## EXERCISE OBJECTIVE
Each line containing the word "React" needs to be copied.

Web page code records
▼

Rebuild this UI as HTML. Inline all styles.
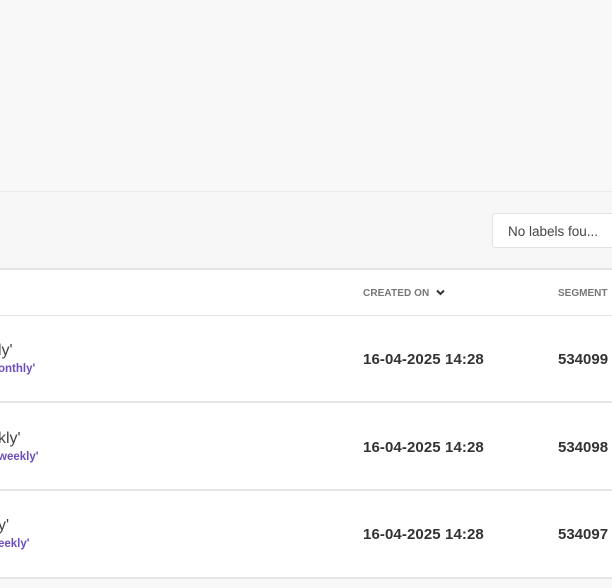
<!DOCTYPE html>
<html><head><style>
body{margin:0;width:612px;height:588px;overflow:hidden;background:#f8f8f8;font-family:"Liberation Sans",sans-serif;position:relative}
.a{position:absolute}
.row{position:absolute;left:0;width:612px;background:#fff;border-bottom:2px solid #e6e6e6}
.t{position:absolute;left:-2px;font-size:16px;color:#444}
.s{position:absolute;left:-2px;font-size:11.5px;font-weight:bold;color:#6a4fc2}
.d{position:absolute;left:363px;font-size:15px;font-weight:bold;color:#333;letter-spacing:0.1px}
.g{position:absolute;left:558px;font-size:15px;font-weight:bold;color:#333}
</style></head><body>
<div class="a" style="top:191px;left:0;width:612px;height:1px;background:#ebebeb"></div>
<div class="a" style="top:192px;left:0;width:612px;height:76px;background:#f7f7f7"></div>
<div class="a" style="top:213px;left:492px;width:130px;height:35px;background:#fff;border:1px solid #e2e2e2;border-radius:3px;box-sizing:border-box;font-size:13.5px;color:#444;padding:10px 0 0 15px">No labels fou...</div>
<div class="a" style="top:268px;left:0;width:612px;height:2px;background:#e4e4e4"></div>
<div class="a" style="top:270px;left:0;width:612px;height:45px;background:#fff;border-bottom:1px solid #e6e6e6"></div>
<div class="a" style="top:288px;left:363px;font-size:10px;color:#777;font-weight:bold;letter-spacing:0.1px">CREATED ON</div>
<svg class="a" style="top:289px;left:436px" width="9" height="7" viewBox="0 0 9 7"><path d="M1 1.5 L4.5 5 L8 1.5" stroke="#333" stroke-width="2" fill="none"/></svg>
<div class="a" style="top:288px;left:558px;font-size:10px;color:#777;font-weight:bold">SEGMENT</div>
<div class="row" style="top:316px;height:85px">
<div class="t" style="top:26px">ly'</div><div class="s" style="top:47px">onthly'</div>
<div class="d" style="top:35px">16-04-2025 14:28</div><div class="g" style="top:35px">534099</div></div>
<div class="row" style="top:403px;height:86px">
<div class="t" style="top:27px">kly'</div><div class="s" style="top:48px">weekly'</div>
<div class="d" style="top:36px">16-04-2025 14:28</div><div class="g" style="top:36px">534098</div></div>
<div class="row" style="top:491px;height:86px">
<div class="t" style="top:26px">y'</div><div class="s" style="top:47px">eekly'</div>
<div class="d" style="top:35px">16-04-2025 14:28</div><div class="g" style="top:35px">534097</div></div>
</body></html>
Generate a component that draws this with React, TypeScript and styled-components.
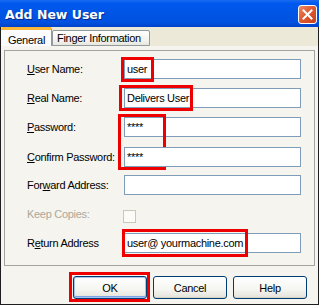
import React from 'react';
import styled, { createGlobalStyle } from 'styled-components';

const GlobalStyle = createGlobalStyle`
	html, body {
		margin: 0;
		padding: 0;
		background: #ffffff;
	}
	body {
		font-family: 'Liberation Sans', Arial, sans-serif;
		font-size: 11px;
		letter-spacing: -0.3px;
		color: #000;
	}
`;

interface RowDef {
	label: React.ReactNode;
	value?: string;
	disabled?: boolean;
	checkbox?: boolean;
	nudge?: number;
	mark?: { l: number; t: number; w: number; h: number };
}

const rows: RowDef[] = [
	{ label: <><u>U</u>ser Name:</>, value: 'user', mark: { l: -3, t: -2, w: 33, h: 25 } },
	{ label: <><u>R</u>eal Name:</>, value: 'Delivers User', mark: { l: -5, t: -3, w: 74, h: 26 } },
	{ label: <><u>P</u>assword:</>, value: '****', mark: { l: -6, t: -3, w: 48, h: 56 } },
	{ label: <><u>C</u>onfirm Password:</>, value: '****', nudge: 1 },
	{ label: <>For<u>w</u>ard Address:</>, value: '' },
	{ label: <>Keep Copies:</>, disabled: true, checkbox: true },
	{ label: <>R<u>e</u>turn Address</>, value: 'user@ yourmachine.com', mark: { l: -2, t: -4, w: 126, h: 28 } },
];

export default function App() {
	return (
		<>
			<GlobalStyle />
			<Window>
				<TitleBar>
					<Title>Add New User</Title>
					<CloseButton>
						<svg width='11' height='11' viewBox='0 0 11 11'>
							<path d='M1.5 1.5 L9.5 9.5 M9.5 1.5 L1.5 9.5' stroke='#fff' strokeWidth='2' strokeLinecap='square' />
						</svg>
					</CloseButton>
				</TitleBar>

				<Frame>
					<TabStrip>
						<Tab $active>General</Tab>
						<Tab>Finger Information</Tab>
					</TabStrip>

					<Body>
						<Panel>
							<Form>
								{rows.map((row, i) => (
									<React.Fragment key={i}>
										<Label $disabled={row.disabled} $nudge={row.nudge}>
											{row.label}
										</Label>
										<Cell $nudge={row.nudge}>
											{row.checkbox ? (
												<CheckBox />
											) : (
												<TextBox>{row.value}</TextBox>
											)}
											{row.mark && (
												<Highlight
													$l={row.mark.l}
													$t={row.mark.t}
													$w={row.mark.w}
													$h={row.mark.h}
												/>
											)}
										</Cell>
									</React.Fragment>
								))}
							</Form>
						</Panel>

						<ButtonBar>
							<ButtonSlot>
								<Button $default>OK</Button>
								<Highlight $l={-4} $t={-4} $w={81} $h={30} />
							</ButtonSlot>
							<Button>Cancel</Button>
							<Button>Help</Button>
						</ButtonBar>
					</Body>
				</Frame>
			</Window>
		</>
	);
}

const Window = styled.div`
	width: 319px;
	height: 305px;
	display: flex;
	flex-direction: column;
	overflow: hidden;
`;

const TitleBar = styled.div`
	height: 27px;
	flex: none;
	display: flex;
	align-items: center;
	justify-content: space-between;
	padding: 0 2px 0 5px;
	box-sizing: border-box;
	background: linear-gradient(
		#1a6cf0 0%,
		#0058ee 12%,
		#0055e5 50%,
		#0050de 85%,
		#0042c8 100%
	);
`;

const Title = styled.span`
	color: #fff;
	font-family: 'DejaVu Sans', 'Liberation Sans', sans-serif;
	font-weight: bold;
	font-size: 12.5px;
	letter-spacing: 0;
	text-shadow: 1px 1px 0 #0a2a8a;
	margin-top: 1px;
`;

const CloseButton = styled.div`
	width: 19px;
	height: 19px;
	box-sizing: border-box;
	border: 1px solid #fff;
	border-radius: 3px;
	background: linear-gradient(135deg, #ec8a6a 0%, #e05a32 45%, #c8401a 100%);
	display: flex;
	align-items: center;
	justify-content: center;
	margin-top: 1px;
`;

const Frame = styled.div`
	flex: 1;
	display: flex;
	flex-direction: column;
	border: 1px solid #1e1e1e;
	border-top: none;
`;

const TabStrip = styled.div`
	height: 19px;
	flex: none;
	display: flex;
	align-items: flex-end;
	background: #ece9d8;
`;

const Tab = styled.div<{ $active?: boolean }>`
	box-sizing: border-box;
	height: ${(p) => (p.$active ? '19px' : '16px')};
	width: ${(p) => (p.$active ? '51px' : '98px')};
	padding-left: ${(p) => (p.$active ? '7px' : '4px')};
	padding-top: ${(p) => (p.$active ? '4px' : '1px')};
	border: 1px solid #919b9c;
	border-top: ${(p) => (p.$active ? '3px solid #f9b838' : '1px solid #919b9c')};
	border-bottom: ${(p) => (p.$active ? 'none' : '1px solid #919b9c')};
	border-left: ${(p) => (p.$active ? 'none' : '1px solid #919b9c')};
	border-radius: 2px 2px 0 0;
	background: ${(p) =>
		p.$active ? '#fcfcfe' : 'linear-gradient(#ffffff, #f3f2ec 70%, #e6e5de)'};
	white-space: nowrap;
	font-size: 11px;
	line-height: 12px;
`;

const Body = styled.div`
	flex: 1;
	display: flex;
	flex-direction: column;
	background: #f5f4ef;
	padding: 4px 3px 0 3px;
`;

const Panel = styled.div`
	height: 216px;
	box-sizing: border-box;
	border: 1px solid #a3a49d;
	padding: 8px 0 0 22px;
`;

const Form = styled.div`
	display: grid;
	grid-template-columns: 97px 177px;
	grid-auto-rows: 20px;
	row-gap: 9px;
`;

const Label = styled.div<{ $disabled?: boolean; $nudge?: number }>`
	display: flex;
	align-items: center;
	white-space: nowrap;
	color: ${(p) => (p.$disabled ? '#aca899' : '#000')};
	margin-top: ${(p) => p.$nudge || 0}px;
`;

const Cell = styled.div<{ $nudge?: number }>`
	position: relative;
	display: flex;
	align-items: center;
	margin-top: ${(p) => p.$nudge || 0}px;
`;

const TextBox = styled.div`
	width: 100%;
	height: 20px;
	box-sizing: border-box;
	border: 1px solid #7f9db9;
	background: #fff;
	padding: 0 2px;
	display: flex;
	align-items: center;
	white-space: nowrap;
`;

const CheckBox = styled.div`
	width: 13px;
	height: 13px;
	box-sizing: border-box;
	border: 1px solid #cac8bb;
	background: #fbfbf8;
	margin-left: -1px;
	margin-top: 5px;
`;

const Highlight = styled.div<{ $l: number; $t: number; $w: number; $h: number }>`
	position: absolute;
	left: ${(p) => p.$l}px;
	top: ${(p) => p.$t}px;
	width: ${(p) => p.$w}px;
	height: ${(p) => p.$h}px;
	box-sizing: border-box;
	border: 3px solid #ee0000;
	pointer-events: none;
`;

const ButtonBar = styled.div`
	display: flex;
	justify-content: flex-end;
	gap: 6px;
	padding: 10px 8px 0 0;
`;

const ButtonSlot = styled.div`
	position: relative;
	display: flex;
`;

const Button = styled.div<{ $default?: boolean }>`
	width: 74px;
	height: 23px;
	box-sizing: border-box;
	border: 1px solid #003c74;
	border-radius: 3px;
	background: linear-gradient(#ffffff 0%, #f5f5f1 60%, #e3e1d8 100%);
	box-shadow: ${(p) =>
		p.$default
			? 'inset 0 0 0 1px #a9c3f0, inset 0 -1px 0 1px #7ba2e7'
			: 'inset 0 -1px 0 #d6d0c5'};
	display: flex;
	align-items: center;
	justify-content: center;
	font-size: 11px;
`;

▲

## WRITTEN ANSWER
Generate a component that draws this with React, TypeScript and styled-components.
import React from 'react';
	label: React.ReactNode;
									<React.Fragment key={i}>
									</React.Fragment>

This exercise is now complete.